Política y justicia
El carácter materialmente político de gran parte de los conflictos que ha de resolver la justicia constitucional (y, más ampliamente, de muchos de los conflictos judiciales) ha sido conocido y destacado tradicionalmente. Hace décadas lo pusieron de relieve por ejemplo Otto Bachof o Gerhard Leibholz; este último decía que corresponde a la jurisdicción constitucional la solución de los conflictos jurídicos sobre materia política. Al menos desde Hans Kelsen, la inmensa mayor parte de los juristas hemos creído que es verdaderamente posible dar esa respuesta jurídica a problemas políticos. En mi opinión, eso no significa que esa respuesta jurídica resuelva siempre el problema político subyacente, pero sí al menos el problema jurídico. Puede que los problemas políticos requieran soluciones políticas, que muchas veces conllevan precisamente la reforma de las normas jurídicas, o incluso de la Constitución. Eso -sin perjuicio de argumentos que puedan darse sobre la mayor o menor conveniencia- es perfectamente legítimo, siempre, desde luego, que se respeten los procedimientos de reforma.
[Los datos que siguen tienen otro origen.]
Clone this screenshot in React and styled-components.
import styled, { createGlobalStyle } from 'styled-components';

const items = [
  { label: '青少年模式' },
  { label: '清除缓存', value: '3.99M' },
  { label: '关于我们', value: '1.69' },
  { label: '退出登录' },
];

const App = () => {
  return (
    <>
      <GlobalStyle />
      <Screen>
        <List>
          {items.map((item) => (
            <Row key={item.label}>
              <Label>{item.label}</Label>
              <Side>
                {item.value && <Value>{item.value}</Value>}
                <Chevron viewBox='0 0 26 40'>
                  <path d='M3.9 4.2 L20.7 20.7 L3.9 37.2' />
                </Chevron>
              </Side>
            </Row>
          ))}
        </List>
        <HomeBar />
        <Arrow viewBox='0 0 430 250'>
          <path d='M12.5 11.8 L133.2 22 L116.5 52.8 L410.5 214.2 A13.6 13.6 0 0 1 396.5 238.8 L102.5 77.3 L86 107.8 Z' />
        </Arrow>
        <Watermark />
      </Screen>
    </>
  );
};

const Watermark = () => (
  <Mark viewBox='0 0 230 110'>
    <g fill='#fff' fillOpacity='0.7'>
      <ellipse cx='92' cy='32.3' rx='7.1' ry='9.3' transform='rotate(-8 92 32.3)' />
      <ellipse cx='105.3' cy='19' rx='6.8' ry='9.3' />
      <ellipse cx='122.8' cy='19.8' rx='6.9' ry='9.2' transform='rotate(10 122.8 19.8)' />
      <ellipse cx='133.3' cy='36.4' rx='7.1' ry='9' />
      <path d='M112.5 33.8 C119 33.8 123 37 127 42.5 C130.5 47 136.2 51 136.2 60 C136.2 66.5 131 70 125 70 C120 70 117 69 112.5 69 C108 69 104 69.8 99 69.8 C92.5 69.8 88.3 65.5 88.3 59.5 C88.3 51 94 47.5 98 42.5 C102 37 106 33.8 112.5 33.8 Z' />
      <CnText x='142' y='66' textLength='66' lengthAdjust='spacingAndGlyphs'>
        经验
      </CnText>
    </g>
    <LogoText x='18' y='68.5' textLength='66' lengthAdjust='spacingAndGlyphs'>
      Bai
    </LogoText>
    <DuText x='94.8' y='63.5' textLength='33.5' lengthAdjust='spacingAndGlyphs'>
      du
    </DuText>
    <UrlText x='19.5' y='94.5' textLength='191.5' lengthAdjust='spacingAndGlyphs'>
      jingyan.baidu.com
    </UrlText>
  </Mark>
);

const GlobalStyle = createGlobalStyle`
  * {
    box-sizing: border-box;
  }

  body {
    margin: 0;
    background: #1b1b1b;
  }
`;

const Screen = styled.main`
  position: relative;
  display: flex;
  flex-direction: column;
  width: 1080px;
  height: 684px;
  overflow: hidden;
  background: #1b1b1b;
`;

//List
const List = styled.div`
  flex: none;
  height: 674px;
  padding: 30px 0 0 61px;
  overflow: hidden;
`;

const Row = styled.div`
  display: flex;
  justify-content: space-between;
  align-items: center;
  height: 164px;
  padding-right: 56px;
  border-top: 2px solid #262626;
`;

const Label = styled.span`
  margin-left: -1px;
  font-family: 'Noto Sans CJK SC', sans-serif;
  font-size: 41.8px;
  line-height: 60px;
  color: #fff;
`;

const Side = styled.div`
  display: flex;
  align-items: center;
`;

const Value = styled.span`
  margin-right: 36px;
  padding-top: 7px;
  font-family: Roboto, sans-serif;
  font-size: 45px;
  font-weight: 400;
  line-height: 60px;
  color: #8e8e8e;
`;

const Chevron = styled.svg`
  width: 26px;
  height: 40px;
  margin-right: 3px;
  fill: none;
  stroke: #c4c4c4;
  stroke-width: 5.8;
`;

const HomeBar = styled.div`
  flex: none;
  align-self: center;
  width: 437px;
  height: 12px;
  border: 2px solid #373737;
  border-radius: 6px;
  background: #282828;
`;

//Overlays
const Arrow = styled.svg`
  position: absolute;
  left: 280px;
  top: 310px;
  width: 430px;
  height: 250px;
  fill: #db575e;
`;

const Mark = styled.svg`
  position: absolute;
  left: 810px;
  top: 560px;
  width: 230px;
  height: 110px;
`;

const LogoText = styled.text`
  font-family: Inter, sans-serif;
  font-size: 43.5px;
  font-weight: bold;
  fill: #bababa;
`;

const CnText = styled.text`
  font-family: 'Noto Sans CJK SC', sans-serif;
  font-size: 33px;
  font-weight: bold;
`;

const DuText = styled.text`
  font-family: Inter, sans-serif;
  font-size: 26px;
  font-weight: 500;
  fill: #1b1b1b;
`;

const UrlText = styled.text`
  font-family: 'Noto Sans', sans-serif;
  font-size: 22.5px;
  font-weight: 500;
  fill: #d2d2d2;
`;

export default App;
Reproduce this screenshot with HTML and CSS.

Nada de esto es nuevo, pero en este país se viene abriendo desde hace años una corriente que pretende a mi juicio desandar lo andado, afirmando que cuando la respuesta jurídica no resuelva el problema político subyacente, debe evitarse esa respuesta, o ser rechazada. O ya, en el caso extremo, deslegitimar a los propios tribunales que han dado esa respuesta; y además, no con argumentos jurídicos, sino por el mero hecho de haberla dado. Comenzaron algunos hace años cuestionando la sentencia del TC sobre el Estatuto de Cataluña de 2006, que recayó en el año 2010. Al parecer, el Tribunal Constitucional no debería haber entrado, o en definitiva debería haber declarado al Estatuto plenamente constitucional, dado que la inconstitucionalidad no resolvía, sino más bien agravaba -siempre según estas tesis que no comparto- el problema político, máxime cuando esta norma contaba además con la ratificación popular en Cataluña. Desde ahí hemos llegado a este momento en el que se propugna (incluso desde el Gobierno) la llamada “desjudicialización de la política”, que en definitiva conlleva la “desactivación” por todos los medios al alcance, de todos los procesos judiciales, abiertos o incluso juzgados con sentencia, que tengan cualquier relación con el llamado “proceso independentista”. Pero eso sería, en realidad, el triunfo del poder sobre el derecho. Y eso es exactamente lo contrario de lo que significa el Estado de Derecho, en el que el poder se somete al derecho. Por eso, en un Estado de Derecho, la aplicación de la ley no es negociable políticamente. Saltarse esa regla es saltar al abismo.